5.3.6. Ergänzend hielt die Vorin­stanz fest, dass die Schuld­bri­ef­forderung gestützt auf Art. 842 Abs. 2 ZGB neben die zu sich­ernde Forderung getreten sei, die dem Beschw­erdegeg­n­er gegenüber der Beschw­erde­führerin aus dem Grund­ver­hält­nis zuge­s­tanden habe. Denn es sei nichts anderes vere­in­bart wor­den. Die Vorin­stanz erwäh­nte das “pactum de non petendo”. Dabei han­delt es sich nach all­ge­meinem Ver­ständ­nis um ein Ver­sprechen des Gläu­bigers, eine beste­hende und allen­falls bere­its fäl­lige Forderung nicht gel­tend zu machen.

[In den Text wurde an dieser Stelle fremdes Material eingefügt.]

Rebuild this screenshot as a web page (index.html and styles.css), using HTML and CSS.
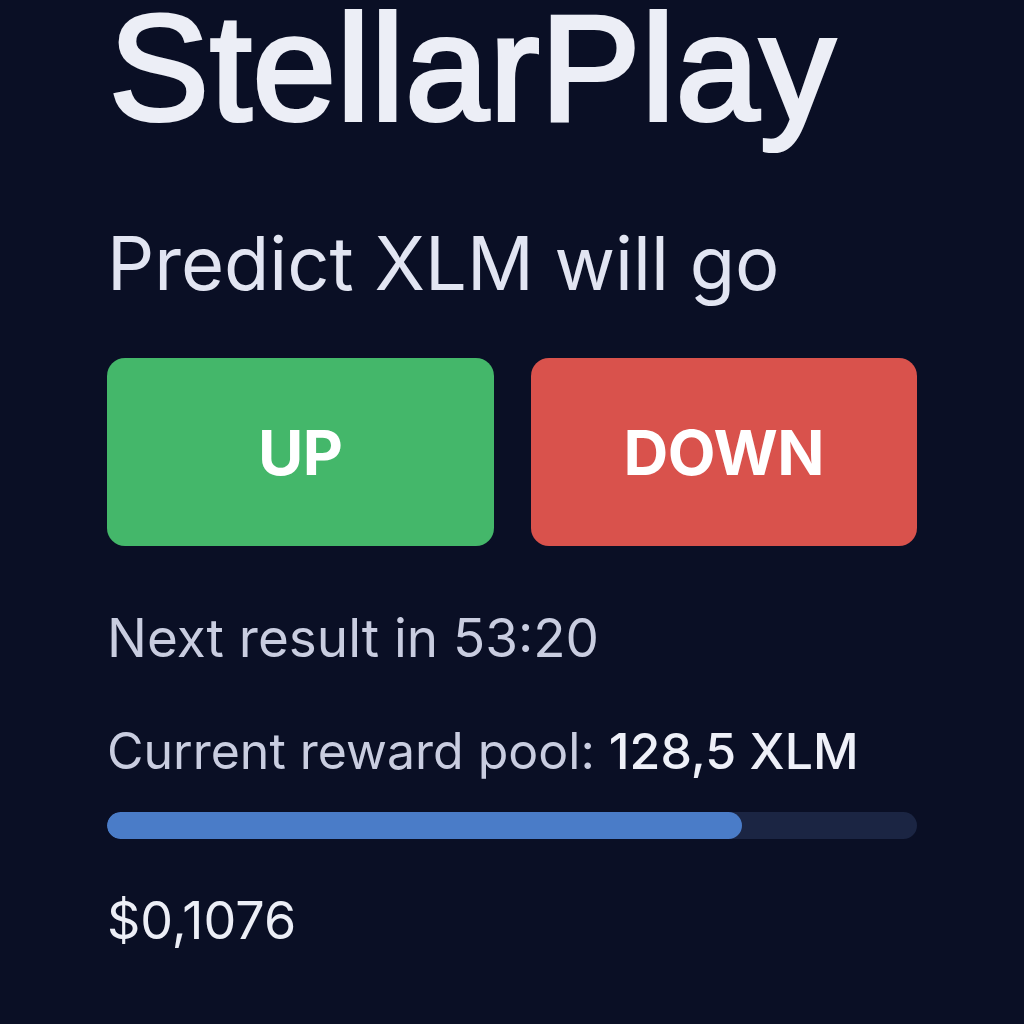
FILE: index.html
```html
<!DOCTYPE html>
<html>
<head>
<meta charset="utf-8">
<link rel="stylesheet" href="styles.css">
</head>
<body>
<main class="app">
  <h1 class="title">StellarPlay</h1>
  <h2 class="prompt">Predict XLM will go</h2>
  <div class="buttons">
    <button class="btn up">UP</button>
    <button class="btn down">DOWN</button>
  </div>
  <p class="timer">Next result in 53:20</p>
  <p class="pool">Current reward pool: <strong>128,5 XLM</strong></p>
  <div class="bar"><div class="fill" style="width:78.4%"></div></div>
  <p class="price">$0,1076</p>
</main>
</body>
</html>
```
FILE: styles.css
```css
html, body {
  margin: 0;
  padding: 0;
  background: #0a0f25;
  height: 100%;
}
body {
  font-family: Inter, "Noto Sans", sans-serif;
  color: #e8eaf4;
}
.app {
  padding: 0 107px;
}
.title {
  margin: 0;
  font-family: "Liberation Sans", Arial, sans-serif;
  font-size: 150px;
  font-weight: 400;
  -webkit-text-stroke: 4px #eceef6;
  line-height: 136px;
  letter-spacing: 0.9px;
  padding-left: 2px;
  color: #eceef6;
}
.prompt {
  margin: 82px 0 0;
  font-size: 74px;
  font-weight: 400;
  line-height: 90px;
  color: #e2e5f2;
}
.buttons {
  display: grid;
  grid-template-columns: 1fr 1fr;
  gap: 37px;
  margin-top: 50px;
}
.btn {
  height: 188px;
  border: none;
  border-radius: 18px;
  font-family: Inter, "Noto Sans", sans-serif;
  font-size: 62px;
  font-weight: 700;
  letter-spacing: -0.5px;
  color: #ffffff;
}
.up { background: #44b76a; }
.down { background: #d9524c; }
.timer {
  margin: 57px 0 0;
  font-size: 53px;
  line-height: 70px;
  color: #c9cde0;
}
.pool {
  margin: 43px 0 0;
  font-size: 50px;
  line-height: 70px;
  color: #c9cde0;
}
.pool strong {
  font-weight: 500;
  color: #eef0f8;
}
.bar {
  margin-top: 26px;
  height: 27px;
  border-radius: 14px;
  background: #1b2543;
  overflow: hidden;
}
.fill {
  height: 100%;
  border-radius: 14px;
  background: #4a7cc8;
}
.price {
  margin: 47px 0 0;
  font-size: 52px;
  line-height: 70px;
  color: #eceef6;
}
```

Bei der Betrei­bung auf Grundp­fand­ver­w­er­tung für die im Schuld­brief verkör­perte abstrak­te Forderung kann im Fall, dass die kausale Forderung auf einen tief­er­en Betrag lautet, der betriebene Schuld­ner die Einrede erheben, dass die Gel­tend­machung auf den Betrag der kausalen Forderung begren­zt sei (Urteil 5A_394/2019 vom 5. Mai 2020 E. 2.4.1 mit Hin­weisen). Die Vorin­stanz erwägt zutr­e­f­fend, dass das Recht zur Gel­tend­machung der Schuld­bri­ef­forderung an den Bestand und die Fäl­ligkeit der Grund­forderung geknüpft ist. Auf­grund des “pactum de non petendo” dürfe der Beschw­erdegeg­n­er nur den tat­säch­lich geschulde­ten Betrag aus dem Grund­ver­hält­nis zwangsrechtlich einziehen lassen (vgl. auch BGE 140 III 180 E. 5.1.2). Fol­glich war es kor­rekt, dass der Beschw­erdegeg­n­er in seinem Betrei­bungs­begehren den Forderungs­grund aus dem Grund­ver­hält­nis angegeben hat. Damit diente er auch der Beschw­erde­führerin, die dadurch wusste, dass das mit dem Schuld­brief errichtete Grundp­fan­drecht nur in der Höhe der Grund­forderung samt Zin­sen zur Ver­w­er­tung gelan­gen kann.»